_Exercise requirements_: Wherever the word "styles" shows up in a line, please copy that line.

_Material_:

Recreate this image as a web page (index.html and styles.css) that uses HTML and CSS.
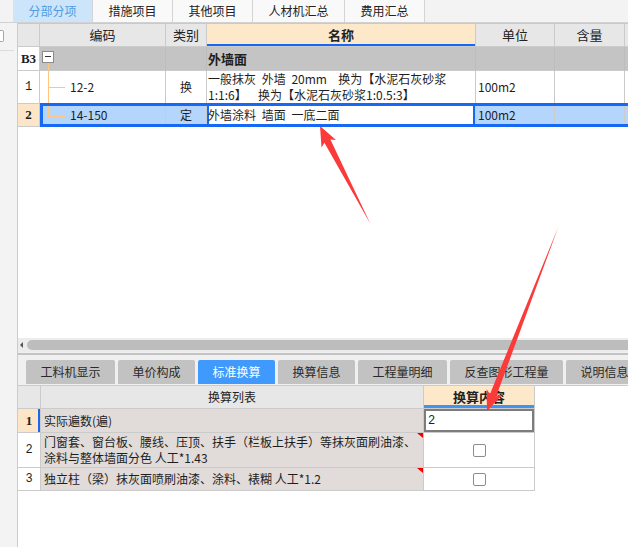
FILE: index.html
```html
<!DOCTYPE html>
<html lang="zh-CN">
<head>
<meta charset="utf-8">
<title>分部分项</title>
<link rel="stylesheet" href="styles.css">
</head>
<body>
<div class="app">
  <div class="topbar">
    <div class="ttab active">分部分项</div>
    <div class="ttab">措施项目</div>
    <div class="ttab">其他项目</div>
    <div class="ttab">人材机汇总</div>
    <div class="ttab">费用汇总</div>
  </div>
  <div class="main">
    <div class="sidebar">
      <div class="side-icon"></div>
      <div class="side-line"></div>
    </div>
    <div class="content">
      <div class="ugrid">
        <div class="urow head">
          <div class="c rn"></div>
          <div class="c ctr">编码</div>
          <div class="c ctr">类别</div>
          <div class="c ctr hl">名称</div>
          <div class="c ctr">单位</div>
          <div class="c ctr">含量</div>
          <div class="c"></div>
        </div>
        <div class="urow group">
          <div class="c rn bold">B3</div>
          <div class="c code"><span class="expander"></span><span class="tree-stem"></span></div>
          <div class="c"></div>
          <div class="c grp-name">外墙面</div>
          <div class="c"></div>
          <div class="c"></div>
          <div class="c"></div>
        </div>
        <div class="urow r1">
          <div class="c rn">1</div>
          <div class="c code tree mid">12-2</div>
          <div class="c ctr">换</div>
          <div class="c name">一般抹灰 外墙 20mm&nbsp; 换为【水泥石灰砂浆<br>1:1:6】&nbsp; 换为【水泥石灰砂浆1:0.5:3】</div>
          <div class="c">100m2</div>
          <div class="c"></div>
          <div class="c"></div>
        </div>
        <div class="urow r2 sel">
          <div class="c rn bold cur">2</div>
          <div class="c code tree last">14-150</div>
          <div class="c ctr">定</div>
          <div class="c name editing">外墙涂料 墙面 一底二面</div>
          <div class="c">100m2</div>
          <div class="c"></div>
          <div class="c"></div>
          <div class="selbox"></div>
        </div>
      </div>
      <div class="hscroll">
        <span class="harrow"></span>
        <span class="thumb"></span>
      </div>
      <div class="splitter"></div>
      <div class="btabs">
        <div class="btab">工料机显示</div>
        <div class="btab">单价构成</div>
        <div class="btab active">标准换算</div>
        <div class="btab">换算信息</div>
        <div class="btab">工程量明细</div>
        <div class="btab">反查图形工程量</div>
        <div class="btab">说明信息</div>
      </div>
      <div class="lgrid">
        <div class="lrow lhead">
          <div class="c rn"></div>
          <div class="c ctr">换算列表</div>
          <div class="c ctr hl2">换算内容</div>
        </div>
        <div class="lrow l1">
          <div class="c rn bold cur mark-left">1</div>
          <div class="c item">实际遍数(遍)</div>
          <div class="c val editbox">2</div>
        </div>
        <div class="lrow l2">
          <div class="c rn">2</div>
          <div class="c item flag">门窗套、窗台板、腰线、压顶、扶手（栏板上扶手）等抹灰面刷油漆、<br>涂料与整体墙面分色 人工*1.43</div>
          <div class="c val ctr"><span class="chk"></span></div>
        </div>
        <div class="lrow l3">
          <div class="c rn">3</div>
          <div class="c item flag">独立柱（梁）抹灰面喷刷油漆、涂料、裱糊 人工*1.2</div>
          <div class="c val ctr"><span class="chk"></span></div>
        </div>
      </div>
    </div>
  </div>
  <svg class="arrows" width="628" height="547" viewBox="0 0 628 547">
    <polygon fill="#fb3a3a" points="320,126 336,140 330.4,139.6 370.5,224 324.4,142.8 321.5,147.6"/>
    <polygon fill="#fb3a3a" points="487,411 501.8,395.2 496.2,396.4 558.3,227 490,394 486.6,389.3"/>
  </svg>
</div>
</body>
</html>
```

FILE: styles.css
```css
* { box-sizing: border-box; margin: 0; padding: 0; }
html, body { width: 628px; height: 547px; overflow: hidden; background: #fff; }
body {
  font-family: "Noto Sans CJK SC", "Noto Sans", sans-serif;
  font-size: 12px;
  line-height: 16px;
  color: #1e1e1e;
}
.app {
  position: relative;
  width: 628px;
  height: 547px;
  display: flex;
  flex-direction: column;
  overflow: hidden;
}

/* top tabs */
.topbar {
  height: 23px;
  flex: none;
  display: flex;
  padding-left: 13px;
  background: #f3f3f3;
  border-bottom: 1px solid #d2d2d2;
}
.ttab {
  height: 22px;
  padding: 0 15.5px;
  display: flex;
  align-items: center;
  font-size: 12px;
  color: #222;
  background: #f9f9f9;
  border-right: 1px solid #d4d4d4;
}
.ttab.active {
  background: #cde5fa;
  color: #4e9be4;
}

.main { flex: 1; display: flex; min-height: 0; }
.sidebar {
  width: 18px;
  flex: none;
  background: #f3f3f3;
  border-right: 1px solid #cbcbcb;
}
.side-icon {
  width: 4px;
  height: 12px;
  margin-top: 7px;
  border: 1px solid #a8a8a8;
  border-left: none;
  border-radius: 0 2px 2px 0;
  background: #fff;
}
.side-line {
  width: 14px;
  height: 1px;
  margin-top: 8px;
  background: #dcdcdc;
}
.content {
  flex: 1;
  min-width: 0;
  display: flex;
  flex-direction: column;
  overflow: hidden;
}

/* generic cell */
.c {
  display: flex;
  align-items: center;
  padding: 0 2px;
  border-right: 1px solid #cbcbcb;
  border-bottom: 1px solid #cbcbcb;
  white-space: nowrap;
  overflow: hidden;
  position: relative;
}
.ctr { justify-content: center; }
.rn {
  justify-content: center;
  font-family: "Liberation Serif", "Noto Sans CJK SC", serif;
  font-size: 13px;
  background: #fff;
}
.bold { font-weight: bold; }
.rn.cur { background: #fde6c8; }

/* upper grid */
.ugrid {
  height: 315px;
  flex: none;
  background: #fff;
  border-top: 1px solid #c9c9c9;
}
.urow {
  display: grid;
  grid-template-columns: 22px 126px 41px 269px 79px 70px 60px;
  grid-template-rows: 100%;
}
.urow > * { grid-row: 1; }
.urow > :nth-child(1) { grid-column: 1; }
.urow > :nth-child(2) { grid-column: 2; }
.urow > :nth-child(3) { grid-column: 3; }
.urow > :nth-child(4) { grid-column: 4; }
.urow > :nth-child(5) { grid-column: 5; }
.urow > :nth-child(6) { grid-column: 6; }
.urow > :nth-child(7) { grid-column: 7; }
.urow > .selbox { grid-column: 2 / 8; }
.head { height: 23px; }
.head .c { background: #e7e7e7; font-size: 13px; color: #222; }
.head .rn { background: #e7e7e7; }
.head .hl {
  background: #fde8ca;
  font-weight: bold;
  box-shadow: inset 0 -2px 0 #1769f5;
}
.group { height: 24px; }
.group .c { background: #c4c4c4; border-right-color: #bdbdbd; }
.group .rn { background: #fff; border-right-color: #cbcbcb; }
.grp-name { font-weight: bold; font-size: 13px; padding-left: 1px; }
.r1 { height: 33px; }
.r1 .name { align-items: flex-start; padding-top: 0; }
.r2 { height: 23px; }
.r2 .c { background: #b4d5fc; }
.r2 .rn { background: #fde6c8; }
.name { word-spacing: 3px; padding-left: 1px; }
.r2 .name.editing {
  background: #fff;
  box-shadow: inset 0 0 0 2px #1769f5;
}
.selbox {
  border: 3px solid #1769f5;
  margin-top: -1px;
  z-index: 2;
  pointer-events: none;
}

/* tree */
.code { padding-left: 30px; }
.expander {
  position: absolute;
  left: 2px;
  top: 4px;
  width: 12px;
  height: 12px;
  border: 1px solid #8a8a8a;
  background: #fff;
}
.expander::before {
  content: "";
  position: absolute;
  left: 2px;
  top: 4px;
  width: 6px;
  height: 1px;
  background: #333;
}
.tree-stem {
  position: absolute;
  left: 8px;
  top: 16px;
  bottom: -1px;
  width: 1px;
  background: #ffc77c;
}
.tree::before {
  content: "";
  position: absolute;
  left: 8px;
  top: 0;
  width: 1px;
  background: #ffc77c;
}
.tree.mid::before { bottom: -1px; }
.tree.last::before { height: 12px; }
.tree::after {
  content: "";
  position: absolute;
  left: 8px;
  width: 17px;
  height: 1px;
  background: #ffc77c;
}
.tree.mid::after { top: 16px; }
.tree.last::after { top: 12px; }

/* scrollbar */
.hscroll {
  height: 14px;
  flex: none;
  display: flex;
  align-items: center;
  background: #ececec;
}
.harrow {
  width: 0;
  height: 0;
  margin-left: 2px;
  border-style: solid;
  border-width: 3px 3px 3px 0;
  border-color: transparent #555 transparent transparent;
}
.thumb {
  flex: 1;
  height: 10px;
  margin-left: 4px;
  border-radius: 5px 0 0 5px;
  background: #bdbdbd;
}
.splitter {
  height: 3px;
  flex: none;
  background: #f0f0f0;
  border-bottom: 2px solid #c3c3c3;
}

/* bottom tabs */
.btabs {
  height: 30px;
  flex: none;
  display: flex;
  gap: 3px;
  padding: 5px 0 1px 8px;
  background: #f0f0f0;
}
.btab {
  flex: none;
  height: 24px;
  padding: 0 14.5px;
  display: flex;
  align-items: center;
  font-size: 12px;
  color: #2a2a2a;
  background: #c2c2c2;
  border-radius: 2px 2px 0 0;
}
.btab.active { background: #409afd; color: #fff; }

/* lower grid */
.lgrid {
  flex: 1;
  background: #fff;
  border-top: 1px solid #cbcbcb;
}
.lrow {
  display: grid;
  grid-template-columns: 23px 383px 111px;
}
.lhead { height: 23px; }
.lhead .c { background: #e7e7e7; color: #222; }
.lhead .hl2 {
  background: #fde8ca;
  font-weight: bold;
  font-size: 13px;
  box-shadow: inset 0 -3px 0 #3f93f5;
}
.l1 { height: 24px; }
.l2 { height: 35px; }
.l3 { height: 23px; }
.rn.mark-left { box-shadow: inset -2px 0 0 #1769f5; }
.item { background: #e1dcda; padding-left: 3px; }
.l2 .rn, .l3 .rn, .r1 .rn { font-family: "Liberation Mono", monospace; font-size: 12px; }
.val { background: #fff; }
.editbox {
  padding-left: 4px;
  box-shadow: inset 0 0 0 2px #7c7c7c;
  font-family: "Liberation Mono", monospace;
}
.flag::after {
  content: "";
  position: absolute;
  top: 0;
  right: 0;
  border-top: 5px solid #f20000;
  border-left: 6px solid transparent;
}
.chk {
  width: 13px;
  height: 13px;
  border: 1px solid #8c8c8c;
  border-radius: 2px;
  background: #fff;
}

/* annotation arrows */
.arrows {
  position: absolute;
  left: 0;
  top: 0;
  pointer-events: none;
}
```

_Result_:
Recreate this image as a web page (index.html and styles.css) that uses HTML and CSS.
<link rel="stylesheet" href="styles.css">
FILE: styles.css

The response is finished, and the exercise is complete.